|Jeremy Hylton : weblog : 2003-10-15|
Wednesday, October 15, 2003
I have been struggling with Unicode for my weblog aggregator. There are several feeds that include Unicode data in the title or description. I tried to generate HTML output with a UTF-8 encoding, but that didn't seem to work.
I thought part of the problem was that I didn't know anything about Unicode. For better or worse, I learned that I knew almost everything that a working programmer should know on the subject. The only thing I learned Joel Spolsky's nice essay on encoding issues is what a code point is. (I had a vague notion, but I didn't really know.)
The aggregator generates an HTML page including the description elements from all of the source feeds. All of the Unicode I've run into could be encoded as Latin-1, but UTF-8 seemed more general. I generate the HTML with print statements. (I should probably use a template system like ZPT, but I'm not familiar with any of them and the HTML is pretty simple.)
You can add a meta tag to the HTML page to specify a content-type and charset; iso-8859-1 is Latin-1.
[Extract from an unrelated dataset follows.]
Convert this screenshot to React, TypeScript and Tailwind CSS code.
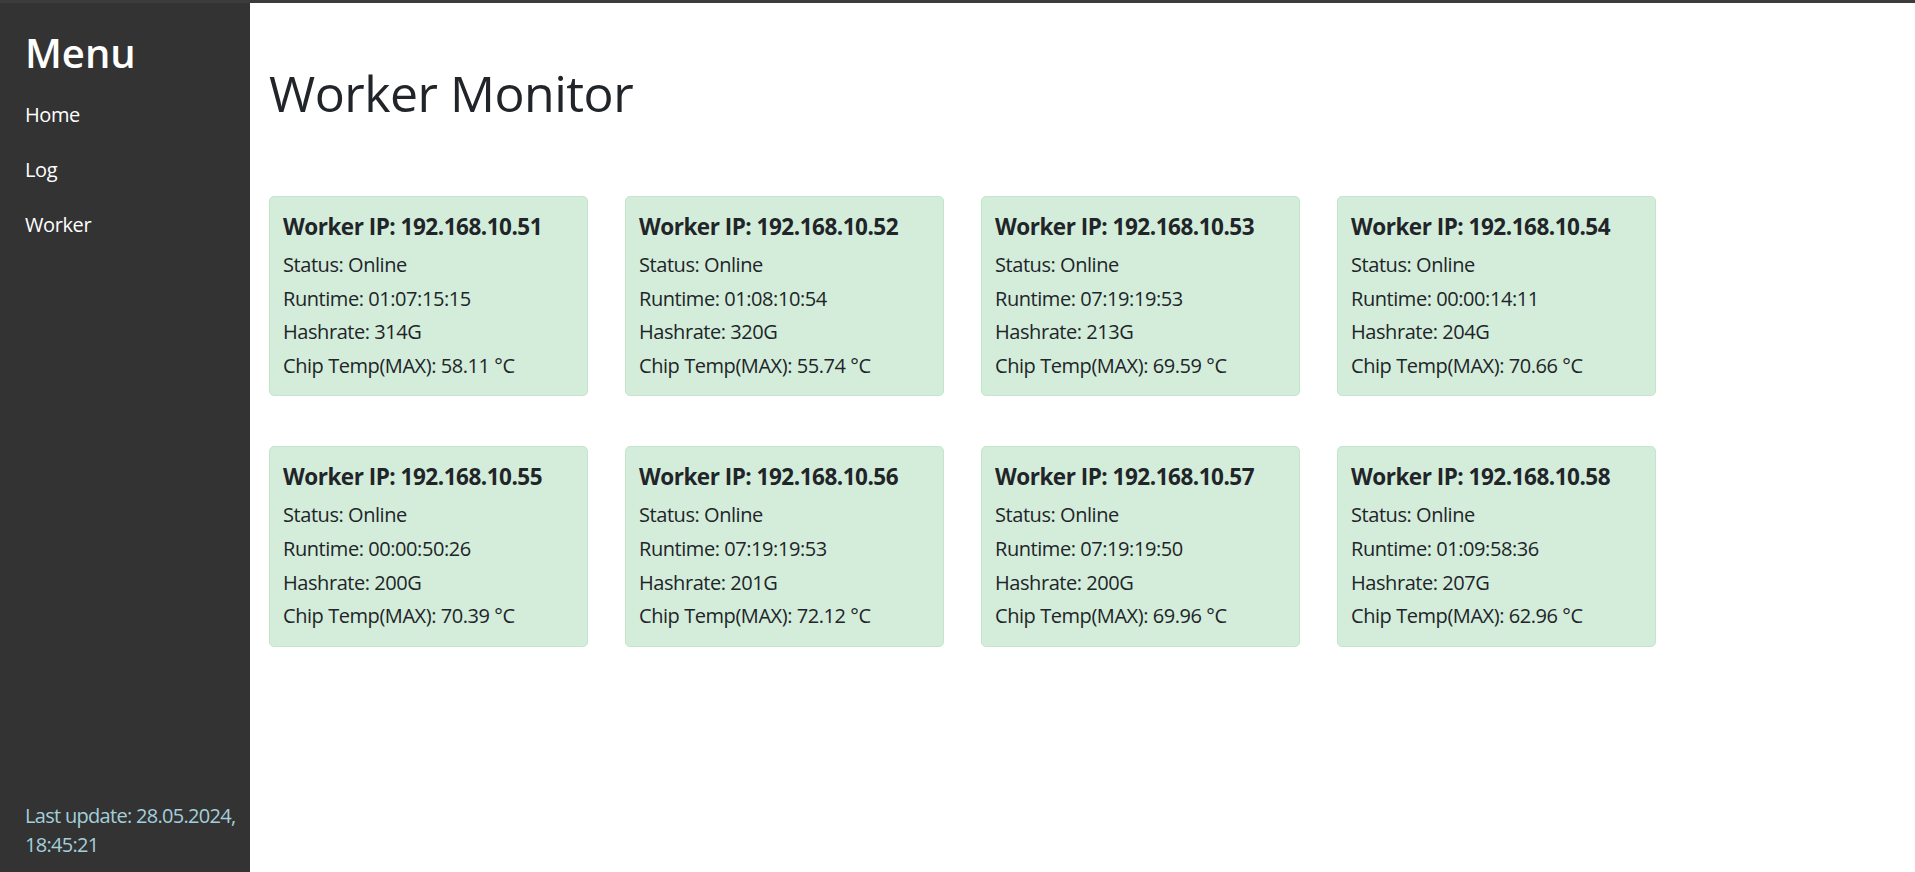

<meta http-equiv="Content-Type" content="text/html; charset=iso-8859-1">
I had been using "charset=utf-8" but that was not getting interpreted as I expected. I tried Mozilla and IE. It ends up displaying funny characters like an a with a hat, something I don't recognize, and a superscript TM. (I see the same thing in the current display for Python Programmer Weblogs.) When I changed to Latin-1, the characters started displaying properly -- umlauts and all.
The big pain is that you can't just write a line of code like
print '<a href="%(guid)s">%(title)s</a>' % dbecause the title might contain unprintable Unicode data. You need to specify an encoding by calling the encode() method of the Unicode string.
print ("<a href=\"%(guid)s\">%(title)s</a>" % d).encode("iso-8859-1")It's just clumsy to have to write all that. Isn't there some way to specify that stdout should use iso-8859-1 to encode all Unicode strings?